Under his guidance more than $100 million in construction was completed or is in varying stages of completion, said Deer Creek School Board President David Miller.

A new state-of-the-art middle school opened this fall and new buildings under construction include a fifth elementary school scheduled to open in the fall of 2013, a Performing Arts Center and Athletic Center.

They are part of the $139 million bond issue passed in 2010 scheduled to be completed by 2015.

Under his guidance Late Start Wednesdays was put into place this year as part of the Professional Learning Community, a group of collaborative teams that share a common purpose, multiple groups of teachers collaborating across the district meeting during that one-hour time slot.

“This was pretty much a surprise conversation, which started the end of last week,” Miller said. “The board did not request this. It was initiated by Sean.”

Miller said McDaniel’s contract was recently extended to the end of June 2014, adding, “It is our understanding he has already been approved as the superintendent of Mustang School District.

“Sean has done us a good job and has been in charge of a lot of building activity since he has been here,” Miller said. “He has directed our Professional Collaborative Learning process, the Common Core Curriculum, and the new Teacher Evaluation. Overall he has done a good job of keeping things going on top. He is moving on to a bigger, 6-A school district.”

Miller said they are looking for someone to step in as the interim superintendent, and he made a preliminary contact with the Oklahoma Secondary School Board Association Tuesday morning to help the district search for a superintendent.

“I think Sean got a lot of things moving and it will be our job to make sure things keep moving,” Miller said.

Mustang’s School Board President Chad Fulton said the board as of yet does not have a contract, salary or start date but the board will be voting Thursday night.

“Our intent is to hire him with a start date of Nov. 5,” Fulton said.

The Mustang superintendent’s job opened seven days after the start of the school year when Superintendent Bonnie Lightfoot turned her retirement papers to take effect Oct. 1. Mustang’s Deputy Superintendent Belinda Rogers turned her retirement request in at Monday night’s school board meeting to be effective Jan. 1, 2013.

“We will be looking for a deputy superintendent now, also,” Fulton said.

“Mr. McDaniel is a super gentleman and I look forward to working with him. I am extremely impressed with him. His focus is no different from my focus. When I vote on an issue I vote for the students, district and community. He will be coming to a school district of 9,600 employees with more than 1,000 employees. You need strong leadership and I believe Mr. McDaniel brings that.

 His educational career has spanned coaching and teaching in Mapleton Public Schools, Denver, Colo.; Oaks Indian School in Oaks, Okla.; and Coweta Public Schools. He began his administrative career at Bishop Kelly High School in Tulsa and served as assistant principal at Union Schools in Tulsa before being named Coweta’s superintendent in 2002.

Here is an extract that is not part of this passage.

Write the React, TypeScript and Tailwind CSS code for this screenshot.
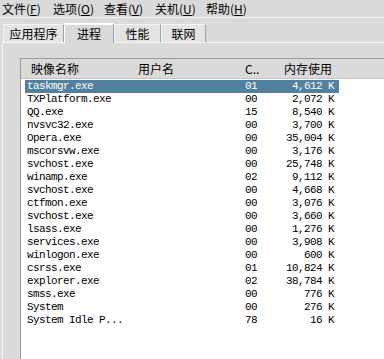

“Students are at the center of everything I do as an educator,” McDaniel said. “Just as many teachers, coaches and administrators made a difference in my life, my objective is to be a difference-maker in the lives of others.”

McDaniel completed both his bachelor’s and master’s degrees at Northeastern Oklahoma State University. He is completing his doctorate in educational leadership at Oklahoma State University in Stillwater.